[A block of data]
———
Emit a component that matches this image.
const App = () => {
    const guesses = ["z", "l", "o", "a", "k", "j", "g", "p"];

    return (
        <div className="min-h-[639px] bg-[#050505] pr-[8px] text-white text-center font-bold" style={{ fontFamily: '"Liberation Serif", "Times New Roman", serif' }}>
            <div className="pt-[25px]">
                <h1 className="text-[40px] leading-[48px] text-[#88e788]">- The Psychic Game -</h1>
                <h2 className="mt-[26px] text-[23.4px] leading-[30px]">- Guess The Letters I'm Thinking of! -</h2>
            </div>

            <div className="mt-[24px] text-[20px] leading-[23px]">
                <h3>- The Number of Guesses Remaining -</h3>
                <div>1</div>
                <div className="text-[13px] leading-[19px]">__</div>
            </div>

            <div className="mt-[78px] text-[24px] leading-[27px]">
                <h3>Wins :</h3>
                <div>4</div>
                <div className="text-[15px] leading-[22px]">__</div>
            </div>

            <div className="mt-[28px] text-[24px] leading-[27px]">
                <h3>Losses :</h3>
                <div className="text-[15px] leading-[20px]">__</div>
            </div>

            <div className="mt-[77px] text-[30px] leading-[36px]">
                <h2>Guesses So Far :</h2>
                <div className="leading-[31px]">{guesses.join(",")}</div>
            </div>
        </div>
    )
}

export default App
———
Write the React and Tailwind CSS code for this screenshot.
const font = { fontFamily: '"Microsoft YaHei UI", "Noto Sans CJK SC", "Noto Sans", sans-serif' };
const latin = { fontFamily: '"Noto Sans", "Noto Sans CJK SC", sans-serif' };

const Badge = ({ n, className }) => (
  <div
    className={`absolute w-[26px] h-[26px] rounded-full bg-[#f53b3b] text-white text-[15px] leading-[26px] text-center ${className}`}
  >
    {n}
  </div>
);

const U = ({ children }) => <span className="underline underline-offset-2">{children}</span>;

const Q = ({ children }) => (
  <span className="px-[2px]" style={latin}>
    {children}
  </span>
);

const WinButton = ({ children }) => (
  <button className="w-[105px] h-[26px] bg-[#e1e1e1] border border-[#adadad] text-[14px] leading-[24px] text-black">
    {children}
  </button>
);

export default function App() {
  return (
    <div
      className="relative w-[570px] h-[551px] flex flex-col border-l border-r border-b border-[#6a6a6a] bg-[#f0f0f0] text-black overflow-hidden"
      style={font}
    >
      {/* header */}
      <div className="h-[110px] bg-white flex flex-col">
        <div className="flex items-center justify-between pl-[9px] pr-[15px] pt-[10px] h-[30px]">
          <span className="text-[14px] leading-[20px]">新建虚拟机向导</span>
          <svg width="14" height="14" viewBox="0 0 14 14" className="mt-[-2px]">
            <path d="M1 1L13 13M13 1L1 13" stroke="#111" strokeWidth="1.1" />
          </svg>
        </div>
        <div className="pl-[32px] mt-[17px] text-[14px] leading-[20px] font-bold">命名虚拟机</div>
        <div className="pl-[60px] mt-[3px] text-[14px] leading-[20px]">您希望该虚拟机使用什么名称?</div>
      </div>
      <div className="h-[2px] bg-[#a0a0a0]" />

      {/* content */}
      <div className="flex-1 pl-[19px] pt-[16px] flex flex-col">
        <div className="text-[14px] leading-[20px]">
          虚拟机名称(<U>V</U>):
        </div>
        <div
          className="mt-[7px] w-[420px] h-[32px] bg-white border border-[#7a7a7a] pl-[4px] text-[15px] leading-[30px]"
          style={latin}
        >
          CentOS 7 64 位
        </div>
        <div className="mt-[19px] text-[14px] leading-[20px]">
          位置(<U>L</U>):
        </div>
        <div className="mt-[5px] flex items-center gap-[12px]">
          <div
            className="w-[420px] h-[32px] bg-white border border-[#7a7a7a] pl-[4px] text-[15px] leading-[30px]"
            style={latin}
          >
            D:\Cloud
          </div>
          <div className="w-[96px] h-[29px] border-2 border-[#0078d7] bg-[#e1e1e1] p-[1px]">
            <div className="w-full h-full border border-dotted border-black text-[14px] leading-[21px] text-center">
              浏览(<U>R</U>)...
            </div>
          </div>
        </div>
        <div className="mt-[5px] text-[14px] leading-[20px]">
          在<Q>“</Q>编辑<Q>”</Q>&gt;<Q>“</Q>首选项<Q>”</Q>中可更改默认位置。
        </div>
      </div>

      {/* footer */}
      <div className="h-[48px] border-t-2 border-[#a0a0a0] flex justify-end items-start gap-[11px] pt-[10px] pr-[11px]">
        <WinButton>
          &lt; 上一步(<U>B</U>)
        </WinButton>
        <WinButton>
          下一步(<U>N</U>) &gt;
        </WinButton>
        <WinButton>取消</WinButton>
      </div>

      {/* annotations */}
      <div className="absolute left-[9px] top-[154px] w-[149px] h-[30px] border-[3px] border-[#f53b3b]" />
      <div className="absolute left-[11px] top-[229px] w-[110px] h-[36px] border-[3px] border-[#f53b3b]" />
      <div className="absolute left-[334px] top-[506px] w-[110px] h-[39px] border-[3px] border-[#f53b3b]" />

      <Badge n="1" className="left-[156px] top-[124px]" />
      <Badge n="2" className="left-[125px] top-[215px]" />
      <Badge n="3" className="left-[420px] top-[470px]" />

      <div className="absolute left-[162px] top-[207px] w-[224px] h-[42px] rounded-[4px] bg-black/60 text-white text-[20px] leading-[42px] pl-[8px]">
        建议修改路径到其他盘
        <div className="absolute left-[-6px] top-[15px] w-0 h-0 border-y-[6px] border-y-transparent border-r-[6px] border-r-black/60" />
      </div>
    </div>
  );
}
———
[Problem to solve]: From the records above, report the count of lines containing "this" and nothing more.

[Right answer]: 2